In regard to the OTHER reason,--that those
who prefer conjugial love to the lust of fornication, separate evil from
good, thus what is unchaste from what is chaste, it has the above
effect, inasmuch as those who separate those two principles by
perception and intention, before they are in good or the chaste
principle, are also separated and purified from the evil of that lust,
when they come into the conjugial state.
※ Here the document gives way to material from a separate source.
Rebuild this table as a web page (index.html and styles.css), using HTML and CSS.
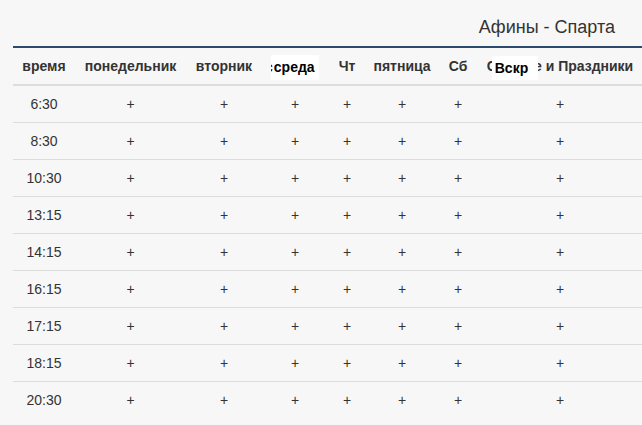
FILE: index.html
```html
<!DOCTYPE html>
<html lang="ru">
<head>
<meta charset="utf-8">
<title>Афины - Спарта</title>
<link rel="stylesheet" href="styles.css">
</head>
<body>
<div class="wrap">
  <div class="route-title">Афины - Спарта</div>
  <table class="schedule">
    <colgroup>
      <col class="c-time"><col class="c-mon"><col class="c-tue"><col class="c-wed">
      <col class="c-thu"><col class="c-fri"><col class="c-sat"><col class="c-sun">
    </colgroup>
    <thead>
      <tr>
        <th>время</th>
        <th>понедельник</th>
        <th>вторник</th>
        <th><span class="patch patch-wed">среда</span></th>
        <th>Чт</th>
        <th>пятница</th>
        <th>Сб</th>
        <th><span class="frag frag-c"></span><span class="patch patch-sun">Вскр</span><span class="frag frag-e"></span> и Праздники</th>
      </tr>
    </thead>
    <tbody>
      <tr><td>6:30</td><td>+</td><td>+</td><td>+</td><td>+</td><td>+</td><td>+</td><td>+</td></tr>
      <tr><td>8:30</td><td>+</td><td>+</td><td>+</td><td>+</td><td>+</td><td>+</td><td>+</td></tr>
      <tr><td>10:30</td><td>+</td><td>+</td><td>+</td><td>+</td><td>+</td><td>+</td><td>+</td></tr>
      <tr><td>13:15</td><td>+</td><td>+</td><td>+</td><td>+</td><td>+</td><td>+</td><td>+</td></tr>
      <tr><td>14:15</td><td>+</td><td>+</td><td>+</td><td>+</td><td>+</td><td>+</td><td>+</td></tr>
      <tr><td>16:15</td><td>+</td><td>+</td><td>+</td><td>+</td><td>+</td><td>+</td><td>+</td></tr>
      <tr><td>17:15</td><td>+</td><td>+</td><td>+</td><td>+</td><td>+</td><td>+</td><td>+</td></tr>
      <tr><td>18:15</td><td>+</td><td>+</td><td>+</td><td>+</td><td>+</td><td>+</td><td>+</td></tr>
      <tr><td>20:30</td><td>+</td><td>+</td><td>+</td><td>+</td><td>+</td><td>+</td><td>+</td></tr>
    </tbody>
  </table>
</div>
</body>
</html>
```
FILE: styles.css
```css
html, body {
  margin: 0;
  padding: 0;
  background: #f7f7f7;
}
body {
  font-family: "Liberation Sans", Arial, sans-serif;
  font-size: 14px;
  line-height: 20px;
  color: #333;
  overflow: hidden;
}
.wrap {
  padding-left: 13px;
}
.route-title {
  font-size: 18px;
  line-height: 20px;
  color: #333;
  text-align: right;
  padding: 17px 27px 9px 0;
  border-bottom: 2px solid #2b4a6c;
}
.schedule {
  width: 629px;
  table-layout: fixed;
  border-collapse: collapse;
  border-spacing: 0;
}
.c-time { width: 62px; }
.c-mon { width: 111px; }
.c-tue { width: 76px; }
.c-wed { width: 66px; }
.c-thu { width: 38px; }
.c-fri { width: 72px; }
.c-sat { width: 40px; }
.c-sun { width: 164px; }
.schedule th,
.schedule td {
  padding: 8px 0;
  text-align: center;
  white-space: nowrap;
  vertical-align: middle;
}
.schedule th {
  font-weight: bold;
  color: #333;
  border-bottom: 2px solid #dddddd;
}
.schedule td {
  border-top: 1px solid #dddddd;
  color: #333;
}
.schedule tbody tr:first-child td {
  border-top: 0;
}
.patch {
  display: inline-block;
  vertical-align: top;
  background: #ffffff;
  color: #000;
  font-weight: bold;
  text-align: left;
  line-height: 24px;
  overflow: hidden;
  white-space: nowrap;
  box-sizing: border-box;
}
.patch-wed {
  width: 48px;
  height: 25px;
  margin: -1px 0 -4px 0;
  padding-left: 3px;
}
.patch-wed::before {
  content: "с";
  display: inline-block;
  margin-left: -9px;
  margin-right: 1px;
}
.patch-sun {
  width: 46px;
  height: 24px;
  margin: 0 0 -4px 0;
  padding-left: 3px;
}
.frag {
  display: inline-block;
  vertical-align: top;
  overflow: hidden;
  white-space: nowrap;
}
.frag-c {
  width: 5px;
}
.frag-c::before {
  content: "С";
}
.frag-e {
  width: 4px;
  direction: rtl;
}
.frag-e::before {
  content: "е";
}
```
That this is not the case with
those who in fornication look to adultery, will be seen in the next
article.
453. VIII. THE LUST OF FORNICATION IS GRIEVOUS, SO FAR AS IT LOOKS TO
ADULTERY. In the lust of fornication all those look to adultery who do
not believe adulteries to be sins, and who think similarly of marriage
and of adulteries, only with the distinction of what is allowed and what
is not; these also make one evil out of all evils, and mix them
together, like dirt with eatable food in one dish, and like things vile
and refuse with wine in one cup, and thus eat and drink: in this manner
they act with the love of the sex, fornication and keeping a mistress,
with adultery of a milder sort, of a grievous sort, and of a more
grievous sort, yea with ravishing or defloration: moreover, they not
only mingle all those things, but also mix them in marriages, and defile
the latter with a like notion; but where it is the case, that the latter
are not distinguished from the former, such persons, after their vague
commerce with the sex, are overtaken by colds, loathings, and
nauseousness, at first in regard to a married partner, next in regard to
women in other characters, and lastly in regard to the sex.